Process Parameter Optimization: Matching welding power, speed, and extrusion pressure, and the die design of the forming rollers, require precise adjustments
based on materials and specifications.
Production Planning and Die Changeover Time: Changing between different product specifications requires replacing the entire set of forming rollers and sizing rollers.
Shortening die changeover time is crucial for improving flexible production capabilities.
Raw Material Quality: The chemical composition, mechanical properties, thickness tolerances, and edge quality of the strip steel must be stable; otherwise, welding defects or
forming problems are likely to occur.
Automation and Intelligence Level: Online inspection systems (such as eddy current and ultrasonic testing), real-time process monitoring, and adaptive control systems can
significantly reduce scrap and enable predictive maintenance.
Personnel Skills: The understanding of the process and troubleshooting capabilities of operators and maintenance personnel are crucial.
VII. Future Trends in Pipeline Manufacturing
Welded pipe production is evolving towards greater intelligence, green practices, and higher efficiency.

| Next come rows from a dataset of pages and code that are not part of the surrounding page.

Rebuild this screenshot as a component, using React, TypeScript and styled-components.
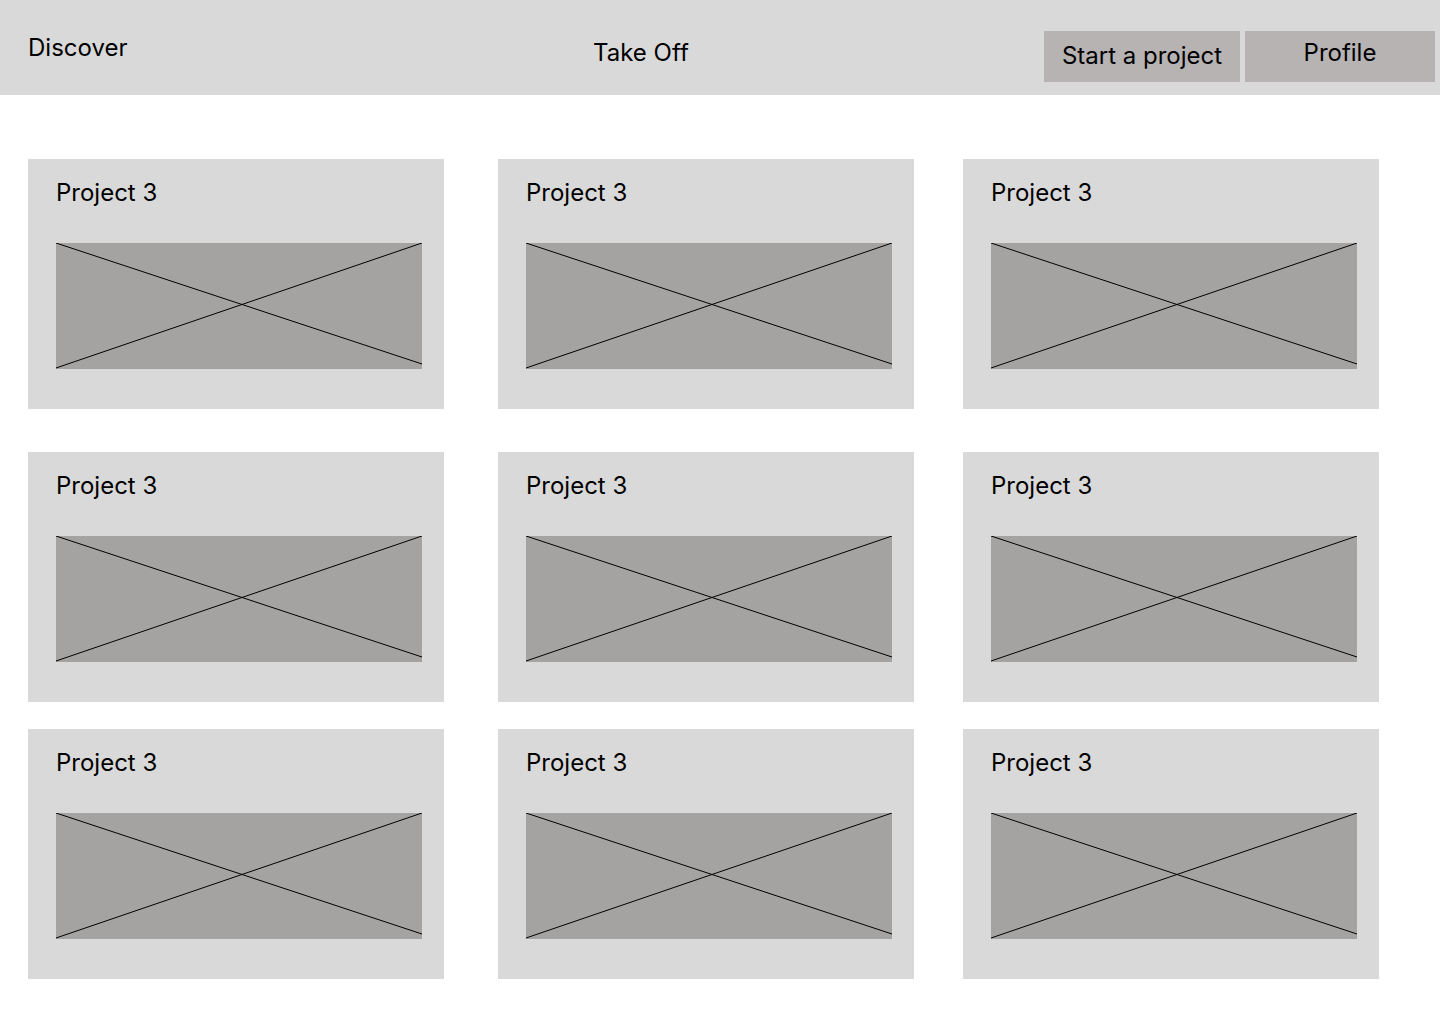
import * as React from 'react';
import styled, { createGlobalStyle } from 'styled-components';

const GlobalStyle = createGlobalStyle`
  html, body {
    margin: 0;
    padding: 0;
    background: #ffffff;
  }
  body {
    font-family: Inter, "Noto Sans", sans-serif;
    color: #000000;
  }
`;

const Page = styled.div`
  width: 1440px;
  min-height: 1024px;
  background: #ffffff;
`;

const Header = styled.header`
  height: 95px;
  background: #d9d9d9;
  display: grid;
  grid-template-columns: 565px 451px 196px 195px;
  column-gap: 0;
  padding-left: 28px;
  align-items: start;
`;

const NavText = styled.div<{ $top: number }>`
  font-size: 24px;
  line-height: 29px;
  padding-top: ${(p) => p.$top}px;
  white-space: nowrap;
`;

const Button = styled.button<{ $textTop: number; $gapLeft?: number }>`
  margin-top: 31px;
  margin-left: ${(p) => p.$gapLeft ?? 0}px;
  height: 51px;
  border: none;
  background: #b7b3b3;
  font-family: Inter, "Noto Sans", sans-serif;
  font-size: 24px;
  line-height: 29px;
  color: #000000;
  padding: ${(p) => p.$textTop}px 0 0 0;
  display: flex;
  justify-content: center;
  align-items: flex-start;
  cursor: pointer;
`;

const Grid = styled.main`
  display: grid;
  grid-template-columns: 416px 54px 416px 49px 416px;
  grid-template-rows: 250px 43px 250px 27px 250px;
  padding: 64px 0 0 28px;
`;

const Card = styled.div<{ $col: number; $row: number }>`
  grid-column: ${(p) => p.$col};
  grid-row: ${(p) => p.$row};
  background: #d9d9d9;
  padding: 19px 21px 0 28px;
  display: flex;
  flex-direction: column;
`;

const CardTitle = styled.div`
  font-size: 24px;
  line-height: 29px;
  margin-bottom: 36px;
`;

const Placeholder = styled.div`
  width: 366px;
  height: 126px;
  background: #a4a3a1;

  svg {
    display: block;
    width: 100%;
    height: 100%;
  }
`;

const ImagePlaceholder = () => (
  <Placeholder>
    <svg viewBox="0 0 366 126" preserveAspectRatio="none">
      <line x1="0" y1="0" x2="366" y2="121" stroke="#000" strokeWidth="1" />
      <line x1="0" y1="125" x2="366" y2="0" stroke="#000" strokeWidth="1" />
    </svg>
  </Placeholder>
);

const cards = [
  { col: 1, row: 1 },
  { col: 3, row: 1 },
  { col: 5, row: 1 },
  { col: 1, row: 3 },
  { col: 3, row: 3 },
  { col: 5, row: 3 },
  { col: 1, row: 5 },
  { col: 3, row: 5 },
  { col: 5, row: 5 },
];

export default function App() {
  return (
    <Page>
      <GlobalStyle />
      <Header>
        <NavText $top={33}>Discover</NavText>
        <NavText $top={38}>Take Off</NavText>
        <Button $textTop={10}>Start a project</Button>
        <Button $textTop={7} $gapLeft={5}>Profile</Button>
      </Header>
      <Grid>
        {cards.map((c, i) => (
          <Card key={i} $col={c.col} $row={c.row}>
            <CardTitle>Project 3</CardTitle>
            <ImagePlaceholder />
          </Card>
        ))}
      </Grid>
    </Page>
  );
}
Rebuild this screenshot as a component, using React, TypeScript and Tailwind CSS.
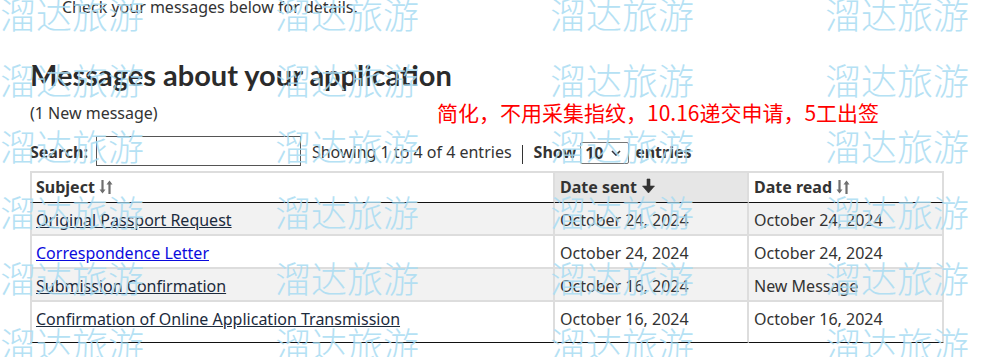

In the future, production lines based on the Internet of Things (IoT)
and AI will achieve full-process data visualization and process self-optimization, building "digital twin" factories. Modular design and technologies such as laser welding
will enhance production line flexibility, supporting efficient small-batch, multi-specification production. To meet extreme demands such as deep-sea applications and
hydrogen energy, production lines will be adapted to high-end materials such as high-strength steel and corrosion-resistant alloys. Green manufacturing will
permeate the entire process, from energy conservation and emission reduction to carbon footprint management, becoming an industry standard. Investing in advanced
processes, intelligent equipment, and digital transformation is key for enterprises to maintain competitiveness and achieve high-quality development.